▶ [Written problem]: Copy the lines below as they are; omit the images they contain.

## BEGIN Collected material

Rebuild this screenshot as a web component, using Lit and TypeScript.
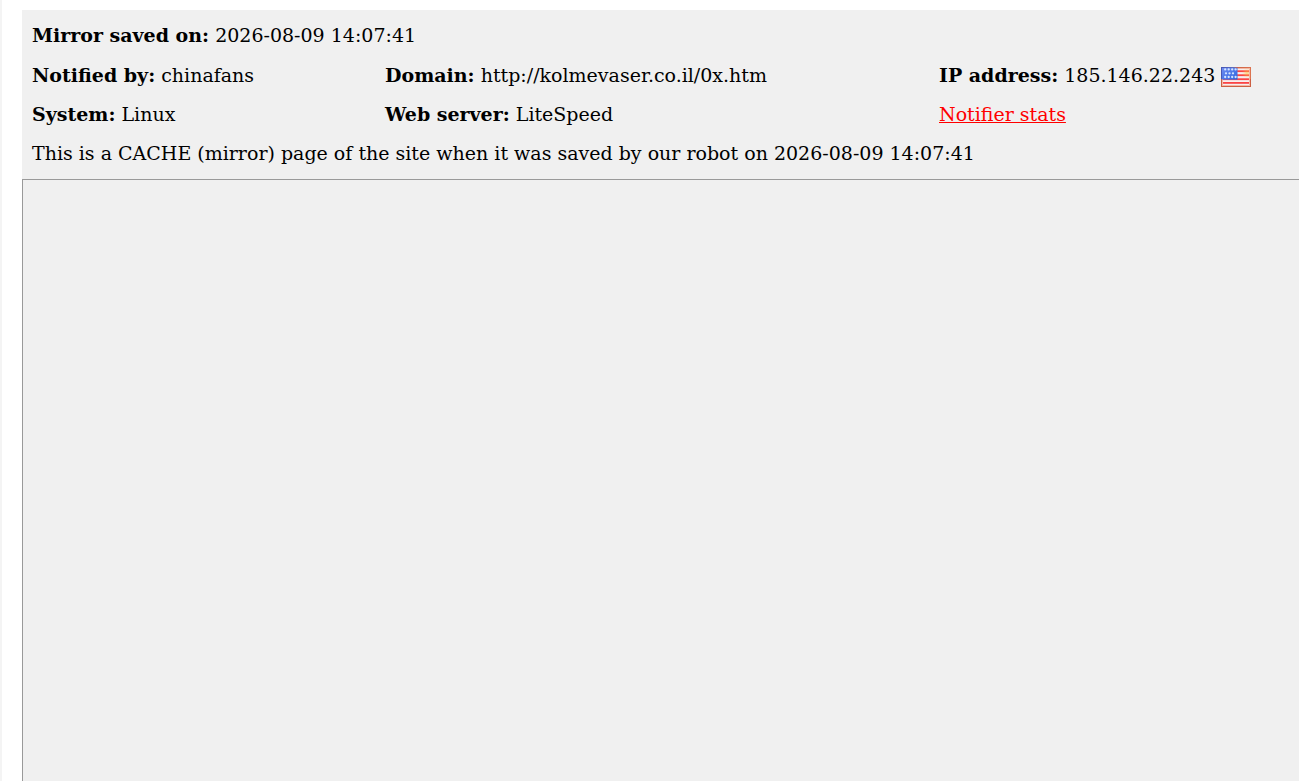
import { LitElement, html, css, svg } from "lit";
import { customElement } from "lit/decorators.js";

@customElement("us-flag")
class UsFlag extends LitElement {
  static styles = css`
    :host { display: inline-block; width: 30px; height: 20px; vertical-align: -5px; line-height: 0; }
    svg { display: block; width: 100%; height: 100%; }
  `;

  render() {
    return html`
      <svg viewBox="0 0 30 20" role="img" aria-label="United States">
        <defs>
          <linearGradient id="edge" x1="0" y1="0" x2="1" y2="0">
            <stop offset="0" stop-color="#4656b4" />
            <stop offset=".4" stop-color="#5a6cc0" />
            <stop offset=".58" stop-color="#cf6446" />
            <stop offset="1" stop-color="#dc7450" />
          </linearGradient>
          <linearGradient id="canton" x1="0" y1="0" x2="1" y2="1">
            <stop offset="0" stop-color="#6f8cf0" />
            <stop offset="1" stop-color="#2c66e0" />
          </linearGradient>
          <radialGradient id="shine" cx="26" cy="6" r="5" gradientUnits="userSpaceOnUse">
            <stop offset="0" stop-color="#ffc640" stop-opacity=".6" />
            <stop offset="1" stop-color="#ffc640" stop-opacity="0" />
          </radialGradient>
        </defs>
        <rect width="30" height="20" fill="#cc5f42" />
        <rect width="30" height="12" fill="url(#edge)" />
        <rect x="1" y="1" width="28" height="18" fill="#f3b8a4" />
        <rect x="2" y="2" width="26" height="16" fill="#f7eeee" />
        ${[3.3, 7.3, 11.3, 15].map((y) => svg`<rect x="2" y=${y} width="26" height="1.8" fill="#fb4444" />`)}
        <rect x="1" y="1" width="15.5" height="11.6" fill="url(#canton)" />
        ${[2.4, 6.3, 10].map((y, row) =>
          (row === 1 ? [5, 8.5, 12] : [4.2, 7.7, 11.2, 14.6]).map(
            (x) => svg`<circle cx=${x} cy=${y} r="1.15" fill="#d4e4ff" />`
          )
        )}
        <rect x="2" y="2" width="26" height="16" fill="url(#shine)" />
      </svg>
    `;
  }
}

@customElement("app-root")
class AppRoot extends LitElement {
  static styles = css`
    :host {
      display: block;
      box-sizing: border-box;
      min-height: 100vh;
      background: #fff;
      color: #000;
      font: 19px/39px "DejaVu Serif", serif;
    }
    .page {
      display: flex;
      flex-direction: column;
      box-sizing: border-box;
      min-height: 100vh;
      padding: 10px 0 0 20px;
      border-left: 2px solid #f4f4f4;
    }
    .info { padding: 6px 10px; background: #f0f0f0; }
    .details {
      display: grid;
      grid-template-columns: 353fr 554fr 350fr;
      padding-top: 1px;
    }
    p { margin: 0; }
    .stats { color: #f00; text-decoration: underline; }
    .mirror {
      flex: 1;
      background: #f0f0f0;
      border: solid #999;
      border-width: 1px 0 0 1px;
    }
  `;

  render() {
    return html`
      <main class="page">
        <header class="info">
          <p><strong>Mirror saved on:</strong> 2026-08-09 14:07:41</p>
          <div class="details">
            <p><strong>Notified by:</strong> chinafans</p>
            <p><strong>Domain:</strong> http://kolmevaser.co.il/0x.htm</p>
            <p><strong>IP address:</strong> 185.146.22.243 <us-flag></us-flag></p>
            <p><strong>System:</strong> Linux</p>
            <p><strong>Web server:</strong> LiteSpeed</p>
            <p><a class="stats" href="#">Notifier stats</a></p>
          </div>
          <p>This is a CACHE (mirror) page of the site when it was saved by our robot on 2026-08-09 14:07:41</p>
        </header>
        <section class="mirror" aria-label="Saved page"></section>
      </main>
    `;
  }
}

## END Collected material

▶ [Expected output]:
Rebuild this screenshot as a web component, using Lit and TypeScript.
import { LitElement, html, css, svg } from "lit";
import { customElement } from "lit/decorators.js";

@customElement("us-flag")
class UsFlag extends LitElement {
  static styles = css`
    :host { display: inline-block; width: 30px; height: 20px; vertical-align: -5px; line-height: 0; }
    svg { display: block; width: 100%; height: 100%; }
  `;

  render() {
    return html`
      <svg viewBox="0 0 30 20" role="img" aria-label="United States">
        <defs>
          <linearGradient id="edge" x1="0" y1="0" x2="1" y2="0">
            <stop offset="0" stop-color="#4656b4" />
            <stop offset=".4" stop-color="#5a6cc0" />
            <stop offset=".58" stop-color="#cf6446" />
            <stop offset="1" stop-color="#dc7450" />
          </linearGradient>
          <linearGradient id="canton" x1="0" y1="0" x2="1" y2="1">
            <stop offset="0" stop-color="#6f8cf0" />
            <stop offset="1" stop-color="#2c66e0" />
          </linearGradient>
          <radialGradient id="shine" cx="26" cy="6" r="5" gradientUnits="userSpaceOnUse">
            <stop offset="0" stop-color="#ffc640" stop-opacity=".6" />
            <stop offset="1" stop-color="#ffc640" stop-opacity="0" />
          </radialGradient>
        </defs>
        <rect width="30" height="20" fill="#cc5f42" />
        <rect width="30" height="12" fill="url(#edge)" />
        <rect x="1" y="1" width="28" height="18" fill="#f3b8a4" />
        <rect x="2" y="2" width="26" height="16" fill="#f7eeee" />
        ${[3.3, 7.3, 11.3, 15].map((y) => svg`<rect x="2" y=${y} width="26" height="1.8" fill="#fb4444" />`)}
        <rect x="1" y="1" width="15.5" height="11.6" fill="url(#canton)" />
        ${[2.4, 6.3, 10].map((y, row) =>
          (row === 1 ? [5, 8.5, 12] : [4.2, 7.7, 11.2, 14.6]).map(
            (x) => svg`<circle cx=${x} cy=${y} r="1.15" fill="#d4e4ff" />`
          )
        )}
        <rect x="2" y="2" width="26" height="16" fill="url(#shine)" />
      </svg>
    `;
  }
}

@customElement("app-root")
class AppRoot extends LitElement {
  static styles = css`
    :host {
      display: block;
      box-sizing: border-box;
      min-height: 100vh;
      background: #fff;
      color: #000;
      font: 19px/39px "DejaVu Serif", serif;
    }
    .page {
      display: flex;
      flex-direction: column;
      box-sizing: border-box;
      min-height: 100vh;
      padding: 10px 0 0 20px;
      border-left: 2px solid #f4f4f4;
    }
    .info { padding: 6px 10px; background: #f0f0f0; }
    .details {
      display: grid;
      grid-template-columns: 353fr 554fr 350fr;
      padding-top: 1px;
    }
    p { margin: 0; }
    .stats { color: #f00; text-decoration: underline; }
    .mirror {
      flex: 1;
      background: #f0f0f0;
      border: solid #999;
      border-width: 1px 0 0 1px;
    }
  `;

  render() {
    return html`
      <main class="page">
        <header class="info">
          <p><strong>Mirror saved on:</strong> 2026-08-09 14:07:41</p>
          <div class="details">
            <p><strong>Notified by:</strong> chinafans</p>
            <p><strong>Domain:</strong> http://kolmevaser.co.il/0x.htm</p>
            <p><strong>IP address:</strong> 185.146.22.243 <us-flag></us-flag></p>
            <p><strong>System:</strong> Linux</p>
            <p><strong>Web server:</strong> LiteSpeed</p>
            <p><a class="stats" href="#">Notifier stats</a></p>
          </div>
          <p>This is a CACHE (mirror) page of the site when it was saved by our robot on 2026-08-09 14:07:41</p>
        </header>
        <section class="mirror" aria-label="Saved page"></section>
      </main>
    `;
  }
}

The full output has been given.